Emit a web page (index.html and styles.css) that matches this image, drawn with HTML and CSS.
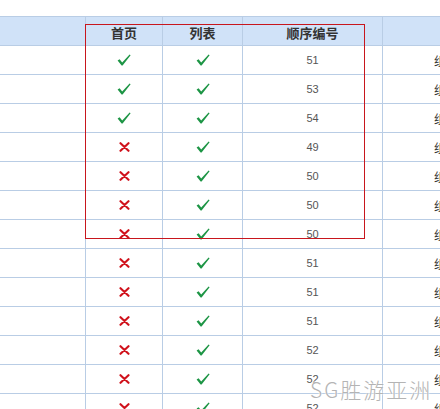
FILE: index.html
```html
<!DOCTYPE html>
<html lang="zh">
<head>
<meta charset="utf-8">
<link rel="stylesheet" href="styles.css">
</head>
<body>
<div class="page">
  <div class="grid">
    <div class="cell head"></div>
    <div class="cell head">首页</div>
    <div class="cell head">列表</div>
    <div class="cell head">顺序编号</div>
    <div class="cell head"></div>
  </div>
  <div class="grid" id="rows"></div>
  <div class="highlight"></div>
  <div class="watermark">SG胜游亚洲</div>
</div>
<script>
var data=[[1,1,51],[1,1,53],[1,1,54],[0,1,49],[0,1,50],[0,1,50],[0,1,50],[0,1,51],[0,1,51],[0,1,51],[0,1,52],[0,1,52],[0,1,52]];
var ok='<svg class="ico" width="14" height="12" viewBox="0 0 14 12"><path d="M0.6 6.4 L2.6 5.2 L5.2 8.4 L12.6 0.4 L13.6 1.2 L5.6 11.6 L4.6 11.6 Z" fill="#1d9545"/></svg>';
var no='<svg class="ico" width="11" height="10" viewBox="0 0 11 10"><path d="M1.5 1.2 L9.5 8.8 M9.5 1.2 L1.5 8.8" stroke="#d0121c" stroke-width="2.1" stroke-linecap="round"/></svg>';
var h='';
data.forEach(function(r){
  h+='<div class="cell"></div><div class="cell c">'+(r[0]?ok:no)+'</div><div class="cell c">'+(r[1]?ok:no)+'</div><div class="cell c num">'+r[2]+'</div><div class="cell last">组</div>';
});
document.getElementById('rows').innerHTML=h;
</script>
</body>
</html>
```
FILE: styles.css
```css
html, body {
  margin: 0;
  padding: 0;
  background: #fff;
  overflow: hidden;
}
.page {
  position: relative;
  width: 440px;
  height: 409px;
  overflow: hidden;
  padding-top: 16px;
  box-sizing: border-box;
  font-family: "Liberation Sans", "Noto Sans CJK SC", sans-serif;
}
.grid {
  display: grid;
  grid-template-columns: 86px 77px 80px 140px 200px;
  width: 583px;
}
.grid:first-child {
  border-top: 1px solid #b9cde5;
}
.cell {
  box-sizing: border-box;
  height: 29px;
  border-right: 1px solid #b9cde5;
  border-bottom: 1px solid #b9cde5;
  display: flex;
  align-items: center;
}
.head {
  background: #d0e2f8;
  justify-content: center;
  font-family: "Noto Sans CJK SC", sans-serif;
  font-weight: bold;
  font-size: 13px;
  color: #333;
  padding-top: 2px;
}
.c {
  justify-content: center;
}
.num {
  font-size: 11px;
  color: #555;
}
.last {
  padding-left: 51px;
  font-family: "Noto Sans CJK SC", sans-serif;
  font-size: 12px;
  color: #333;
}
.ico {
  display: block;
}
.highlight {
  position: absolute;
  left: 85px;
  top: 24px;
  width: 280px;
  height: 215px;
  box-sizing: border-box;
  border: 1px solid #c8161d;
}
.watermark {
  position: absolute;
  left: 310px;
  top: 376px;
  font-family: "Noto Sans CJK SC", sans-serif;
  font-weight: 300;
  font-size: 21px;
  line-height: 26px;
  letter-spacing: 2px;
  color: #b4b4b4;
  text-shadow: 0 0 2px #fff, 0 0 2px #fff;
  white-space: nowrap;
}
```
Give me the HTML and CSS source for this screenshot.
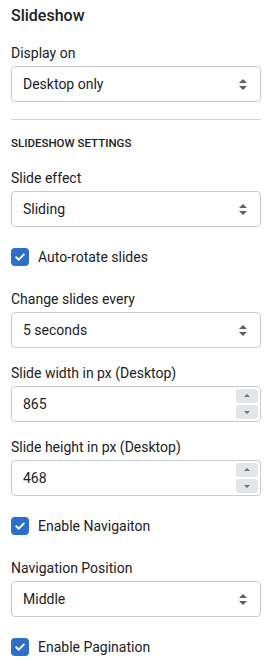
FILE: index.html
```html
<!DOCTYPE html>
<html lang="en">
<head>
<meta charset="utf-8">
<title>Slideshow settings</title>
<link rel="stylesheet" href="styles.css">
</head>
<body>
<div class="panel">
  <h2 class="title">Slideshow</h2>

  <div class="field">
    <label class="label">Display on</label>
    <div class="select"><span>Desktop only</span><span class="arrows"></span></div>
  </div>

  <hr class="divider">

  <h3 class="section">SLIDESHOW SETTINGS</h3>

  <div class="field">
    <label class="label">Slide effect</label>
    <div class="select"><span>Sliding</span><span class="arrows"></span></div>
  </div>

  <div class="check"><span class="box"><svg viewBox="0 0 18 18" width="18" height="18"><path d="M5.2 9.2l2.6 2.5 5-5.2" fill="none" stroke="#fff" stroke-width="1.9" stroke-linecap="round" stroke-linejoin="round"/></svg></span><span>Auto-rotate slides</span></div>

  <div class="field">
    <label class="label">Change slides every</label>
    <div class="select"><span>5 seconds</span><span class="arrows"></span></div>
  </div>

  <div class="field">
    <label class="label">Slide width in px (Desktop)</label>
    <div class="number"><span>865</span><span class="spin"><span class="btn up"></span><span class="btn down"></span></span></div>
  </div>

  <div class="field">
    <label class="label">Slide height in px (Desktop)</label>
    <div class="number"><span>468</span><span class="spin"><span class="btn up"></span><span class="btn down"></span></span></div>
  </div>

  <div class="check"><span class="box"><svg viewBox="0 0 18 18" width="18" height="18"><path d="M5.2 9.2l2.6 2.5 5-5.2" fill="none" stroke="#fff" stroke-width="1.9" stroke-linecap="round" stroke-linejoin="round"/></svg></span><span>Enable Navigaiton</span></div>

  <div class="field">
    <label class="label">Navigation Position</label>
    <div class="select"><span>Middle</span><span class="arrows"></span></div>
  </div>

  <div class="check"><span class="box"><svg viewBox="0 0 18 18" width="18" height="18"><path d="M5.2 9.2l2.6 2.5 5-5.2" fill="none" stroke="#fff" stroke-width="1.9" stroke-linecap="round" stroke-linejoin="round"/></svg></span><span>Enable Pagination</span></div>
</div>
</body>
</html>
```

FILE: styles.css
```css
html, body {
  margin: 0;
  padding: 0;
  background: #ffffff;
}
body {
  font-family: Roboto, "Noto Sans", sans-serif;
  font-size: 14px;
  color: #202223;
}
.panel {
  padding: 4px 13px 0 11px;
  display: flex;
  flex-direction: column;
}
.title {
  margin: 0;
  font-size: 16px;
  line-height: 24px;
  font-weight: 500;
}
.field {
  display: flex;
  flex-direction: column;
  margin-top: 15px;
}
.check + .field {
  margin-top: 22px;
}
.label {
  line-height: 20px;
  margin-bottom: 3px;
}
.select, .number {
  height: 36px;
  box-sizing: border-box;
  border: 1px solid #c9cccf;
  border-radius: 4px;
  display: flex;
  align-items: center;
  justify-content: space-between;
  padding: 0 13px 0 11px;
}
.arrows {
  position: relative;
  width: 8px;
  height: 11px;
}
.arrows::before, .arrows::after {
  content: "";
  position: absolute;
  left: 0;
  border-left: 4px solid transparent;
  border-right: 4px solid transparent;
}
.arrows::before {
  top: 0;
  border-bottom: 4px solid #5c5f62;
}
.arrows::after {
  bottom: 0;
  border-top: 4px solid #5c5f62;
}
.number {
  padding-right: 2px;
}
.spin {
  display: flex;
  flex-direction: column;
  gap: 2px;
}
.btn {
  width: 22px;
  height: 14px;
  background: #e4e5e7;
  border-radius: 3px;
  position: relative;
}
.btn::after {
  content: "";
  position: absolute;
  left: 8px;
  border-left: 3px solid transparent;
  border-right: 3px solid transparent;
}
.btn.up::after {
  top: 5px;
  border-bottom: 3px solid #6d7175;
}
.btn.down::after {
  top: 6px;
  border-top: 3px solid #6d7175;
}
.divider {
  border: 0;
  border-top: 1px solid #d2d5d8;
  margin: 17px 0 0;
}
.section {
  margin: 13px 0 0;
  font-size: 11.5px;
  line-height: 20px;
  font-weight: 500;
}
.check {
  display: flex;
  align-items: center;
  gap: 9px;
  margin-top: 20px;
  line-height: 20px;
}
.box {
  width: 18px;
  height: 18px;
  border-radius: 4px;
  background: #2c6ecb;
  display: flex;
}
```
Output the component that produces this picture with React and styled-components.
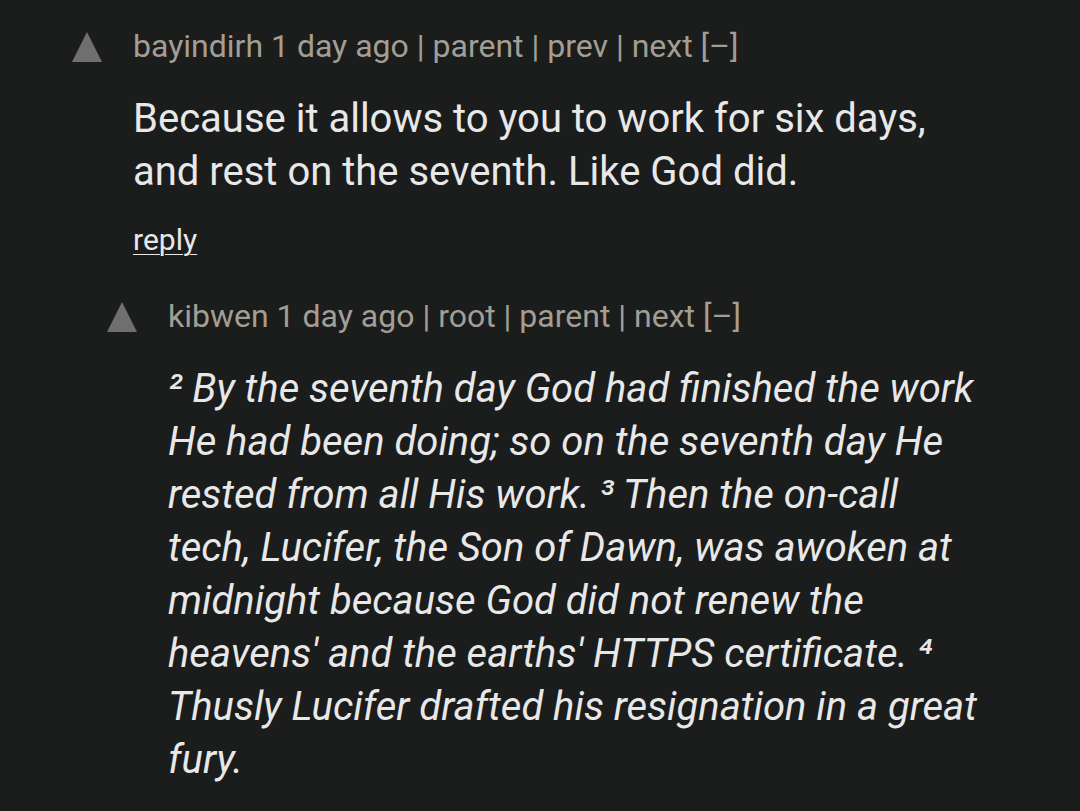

......

§ WRITTEN EXERCISE
Count every line bearing the word "with"; report the total only.

§ FINAL RESULT
2